Copy all of the material exactly. Pictures are not to appear in the copy.

+===+

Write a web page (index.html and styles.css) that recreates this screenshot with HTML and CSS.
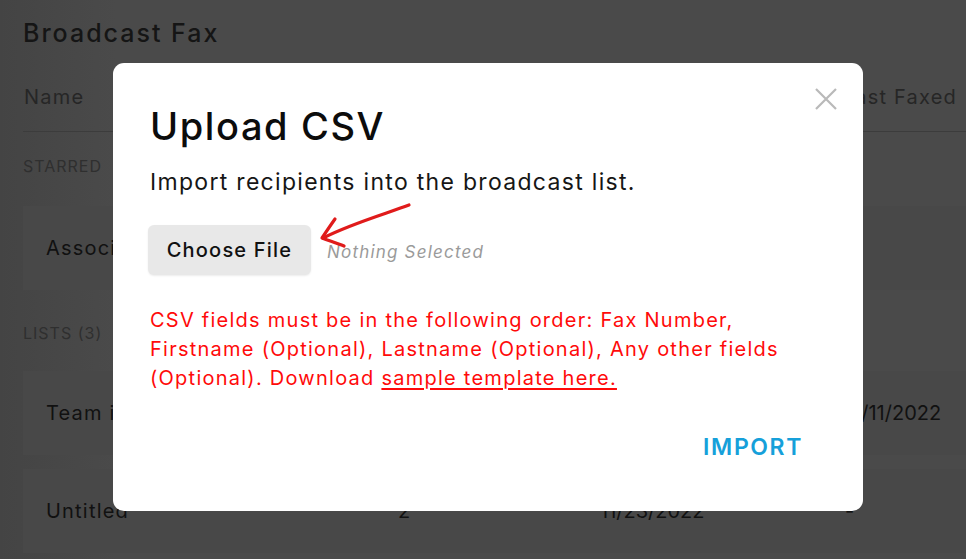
FILE: index.html
```html
<!DOCTYPE html>
<html>
<head>
<meta charset="utf-8">
<link rel="stylesheet" href="styles.css">
</head>
<body>
<div class="page">
  <h1 class="page-title">Broadcast Fax</h1>
  <div class="table-head">
    <span class="col-name">Name</span>
    <span class="col-last">Last Faxed</span>
  </div>
  <div class="section-label">STARRED</div>
  <div class="row"><span class="col-name">Associates</span></div>
  <div class="section-label lists">LISTS (3)</div>
  <div class="row"><span class="col-name">Team internal</span><span class="col-count"></span><span class="col-date"></span><span class="col-last">11/11/2022</span></div>
  <div class="row"><span class="col-name">Untitled</span><span class="col-count">2</span><span class="col-date">11/23/2022</span><span class="col-last">-</span></div>
</div>
<div class="modal">
  <button class="close" aria-label="Close">
    <svg width="22" height="22" viewBox="0 0 22 22"><path d="M1 1 L21 21 M21 1 L1 21" stroke="#b9b9b9" stroke-width="2.2" fill="none"/></svg>
  </button>
  <h2 class="modal-title">Upload CSV</h2>
  <p class="modal-sub">Import recipients into the broadcast list.</p>
  <div class="file-row">
    <button class="choose">Choose File</button>
    <span class="nothing">Nothing Selected</span>
  </div>
  <p class="note">CSV fields must be in the following order: Fax Number, Firstname (Optional), Lastname (Optional), Any other fields (Optional). Download <a href="#">sample template here.</a></p>
  <div class="actions"><button class="import">IMPORT</button></div>
</div>
<svg class="arrow" width="966" height="559" viewBox="0 0 966 559">
  <path d="M409 205 C 385 214, 350 224, 323 238" stroke="#e01b1b" stroke-width="3.2" fill="none" stroke-linecap="round"/>
  <path d="M335 219 C 330 226, 326 232, 322 238 C 330 241, 337 243, 344 246" stroke="#e01b1b" stroke-width="3.2" fill="none" stroke-linecap="round" stroke-linejoin="round"/>
</svg>
</body>
</html>
```
FILE: styles.css
```css
* { box-sizing: border-box; }
html, body { margin: 0; padding: 0; }
body {
  width: 966px;
  height: 559px;
  overflow: hidden;
  background: linear-gradient(90deg, #444 0%, #4a4a4a 12%, #4a4a4a 100%);
  font-family: Inter, "Noto Sans", sans-serif;
  color: #111;
  position: relative;
}
.page { padding: 16px 0 0 23px; }
.page-title {
  margin: 0;
  font-size: 25px;
  line-height: 34px;
  font-weight: 500;
  color: #151515;
  letter-spacing: 2px;
}
.table-head {
  display: flex;
  align-items: center;
  justify-content: space-between;
  height: 82px;
  padding: 12px 9px 0 1px;
  border-bottom: 1.5px solid #3c3c3c;
  font-size: 20px;
  color: #262626;
  letter-spacing: 1.2px;
}
.section-label {
  font-size: 16px;
  color: #2f2f2f;
  height: 74px;
  padding-top: 24px;
  letter-spacing: 1px;
}
.section-label.lists { height: 81px; padding-top: 33px; }
.row {
  display: flex;
  align-items: center;
  height: 84px;
  padding-left: 23px;
  font-size: 20px;
  color: #111;
  background: #484848;
  letter-spacing: 1.2px;
}
.row + .row { margin-top: 14px; }
.row .col-name { width: 352px; }
.row .col-count { width: 202px; }
.row .col-date { width: 245px; letter-spacing: 0; }
.row .col-last { letter-spacing: 0; }
.modal {
  position: absolute;
  left: 113px;
  top: 63px;
  width: 750px;
  height: 448px;
  background: #fff;
  border-radius: 11px;
  padding: 40px 37px 0 37px;
}
.close {
  position: absolute;
  right: 26px;
  top: 25px;
  padding: 0;
  border: 0;
  background: none;
  width: 22px;
  height: 22px;
}
.modal-title {
  margin: 0;
  font-size: 38px;
  font-weight: 500;
  color: #0c0c0c;
  line-height: 46px;
  letter-spacing: 1.6px;
}
.modal-sub {
  margin: 18px 0 0;
  font-size: 23px;
  line-height: 30px;
  color: #161616;
  letter-spacing: 1.3px;
}
.file-row {
  display: flex;
  align-items: center;
  margin-top: 28px;
}
.choose {
  margin-left: -2px;
  width: 163px;
  height: 50px;
  border: 0;
  border-radius: 6px;
  background: #e8e8e8;
  box-shadow: 0 1px 2px rgba(0,0,0,0.08);
  font-family: inherit;
  font-size: 20px;
  font-weight: 500;
  color: #111;
  letter-spacing: 1.2px;
}
.nothing {
  margin-left: 16px;
  margin-top: 3px;
  font-size: 17px;
  font-style: italic;
  color: #9a9a9a;
  letter-spacing: 1.2px;
}
.note {
  margin: 31px 0 0;
  width: 650px;
  font-size: 20px;
  line-height: 29px;
  color: #ff0a0a;
  letter-spacing: 1.25px;
}
.note a { color: #ff0a0a; text-decoration: underline; text-underline-offset: 3px; }
.actions {
  display: flex;
  justify-content: flex-end;
  margin-top: 40px;
  padding-right: 23px;
}
.import {
  border: 0;
  background: none;
  padding: 0;
  font-family: inherit;
  font-size: 23px;
  font-weight: 600;
  color: #16a0da;
  letter-spacing: 1.6px;
}
.arrow { position: absolute; left: 0; top: 0; pointer-events: none; }
```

+===+

● **Complete answer**
Write a web page (index.html and styles.css) that recreates this screenshot with HTML and CSS.
FILE: index.html
```html
<!DOCTYPE html>
<html>
<head>
<meta charset="utf-8">
<link rel="stylesheet" href="styles.css">
</head>
<body>
<div class="page">
  <h1 class="page-title">Broadcast Fax</h1>
  <div class="table-head">
    <span class="col-name">Name</span>
    <span class="col-last">Last Faxed</span>
  </div>
  <div class="section-label">STARRED</div>
  <div class="row"><span class="col-name">Associates</span></div>
  <div class="section-label lists">LISTS (3)</div>
  <div class="row"><span class="col-name">Team internal</span><span class="col-count"></span><span class="col-date"></span><span class="col-last">11/11/2022</span></div>
  <div class="row"><span class="col-name">Untitled</span><span class="col-count">2</span><span class="col-date">11/23/2022</span><span class="col-last">-</span></div>
</div>
<div class="modal">
  <button class="close" aria-label="Close">
    <svg width="22" height="22" viewBox="0 0 22 22"><path d="M1 1 L21 21 M21 1 L1 21" stroke="#b9b9b9" stroke-width="2.2" fill="none"/></svg>
  </button>
  <h2 class="modal-title">Upload CSV</h2>
  <p class="modal-sub">Import recipients into the broadcast list.</p>
  <div class="file-row">
    <button class="choose">Choose File</button>
    <span class="nothing">Nothing Selected</span>
  </div>
  <p class="note">CSV fields must be in the following order: Fax Number, Firstname (Optional), Lastname (Optional), Any other fields (Optional). Download <a href="#">sample template here.</a></p>
  <div class="actions"><button class="import">IMPORT</button></div>
</div>
<svg class="arrow" width="966" height="559" viewBox="0 0 966 559">
  <path d="M409 205 C 385 214, 350 224, 323 238" stroke="#e01b1b" stroke-width="3.2" fill="none" stroke-linecap="round"/>
  <path d="M335 219 C 330 226, 326 232, 322 238 C 330 241, 337 243, 344 246" stroke="#e01b1b" stroke-width="3.2" fill="none" stroke-linecap="round" stroke-linejoin="round"/>
</svg>
</body>
</html>
```
FILE: styles.css
```css
* { box-sizing: border-box; }
html, body { margin: 0; padding: 0; }
body {
  width: 966px;
  height: 559px;
  overflow: hidden;
  background: linear-gradient(90deg, #444 0%, #4a4a4a 12%, #4a4a4a 100%);
  font-family: Inter, "Noto Sans", sans-serif;
  color: #111;
  position: relative;
}
.page { padding: 16px 0 0 23px; }
.page-title {
  margin: 0;
  font-size: 25px;
  line-height: 34px;
  font-weight: 500;
  color: #151515;
  letter-spacing: 2px;
}
.table-head {
  display: flex;
  align-items: center;
  justify-content: space-between;
  height: 82px;
  padding: 12px 9px 0 1px;
  border-bottom: 1.5px solid #3c3c3c;
  font-size: 20px;
  color: #262626;
  letter-spacing: 1.2px;
}
.section-label {
  font-size: 16px;
  color: #2f2f2f;
  height: 74px;
  padding-top: 24px;
  letter-spacing: 1px;
}
.section-label.lists { height: 81px; padding-top: 33px; }
.row {
  display: flex;
  align-items: center;
  height: 84px;
  padding-left: 23px;
  font-size: 20px;
  color: #111;
  background: #484848;
  letter-spacing: 1.2px;
}
.row + .row { margin-top: 14px; }
.row .col-name { width: 352px; }
.row .col-count { width: 202px; }
.row .col-date { width: 245px; letter-spacing: 0; }
.row .col-last { letter-spacing: 0; }
.modal {
  position: absolute;
  left: 113px;
  top: 63px;
  width: 750px;
  height: 448px;
  background: #fff;
  border-radius: 11px;
  padding: 40px 37px 0 37px;
}
.close {
  position: absolute;
  right: 26px;
  top: 25px;
  padding: 0;
  border: 0;
  background: none;
  width: 22px;
  height: 22px;
}
.modal-title {
  margin: 0;
  font-size: 38px;
  font-weight: 500;
  color: #0c0c0c;
  line-height: 46px;
  letter-spacing: 1.6px;
}
.modal-sub {
  margin: 18px 0 0;
  font-size: 23px;
  line-height: 30px;
  color: #161616;
  letter-spacing: 1.3px;
}
.file-row {
  display: flex;
  align-items: center;
  margin-top: 28px;
}
.choose {
  margin-left: -2px;
  width: 163px;
  height: 50px;
  border: 0;
  border-radius: 6px;
  background: #e8e8e8;
  box-shadow: 0 1px 2px rgba(0,0,0,0.08);
  font-family: inherit;
  font-size: 20px;
  font-weight: 500;
  color: #111;
  letter-spacing: 1.2px;
}
.nothing {
  margin-left: 16px;
  margin-top: 3px;
  font-size: 17px;
  font-style: italic;
  color: #9a9a9a;
  letter-spacing: 1.2px;
}
.note {
  margin: 31px 0 0;
  width: 650px;
  font-size: 20px;
  line-height: 29px;
  color: #ff0a0a;
  letter-spacing: 1.25px;
}
.note a { color: #ff0a0a; text-decoration: underline; text-underline-offset: 3px; }
.actions {
  display: flex;
  justify-content: flex-end;
  margin-top: 40px;
  padding-right: 23px;
}
.import {
  border: 0;
  background: none;
  padding: 0;
  font-family: inherit;
  font-size: 23px;
  font-weight: 600;
  color: #16a0da;
  letter-spacing: 1.6px;
}
.arrow { position: absolute; left: 0; top: 0; pointer-events: none; }
```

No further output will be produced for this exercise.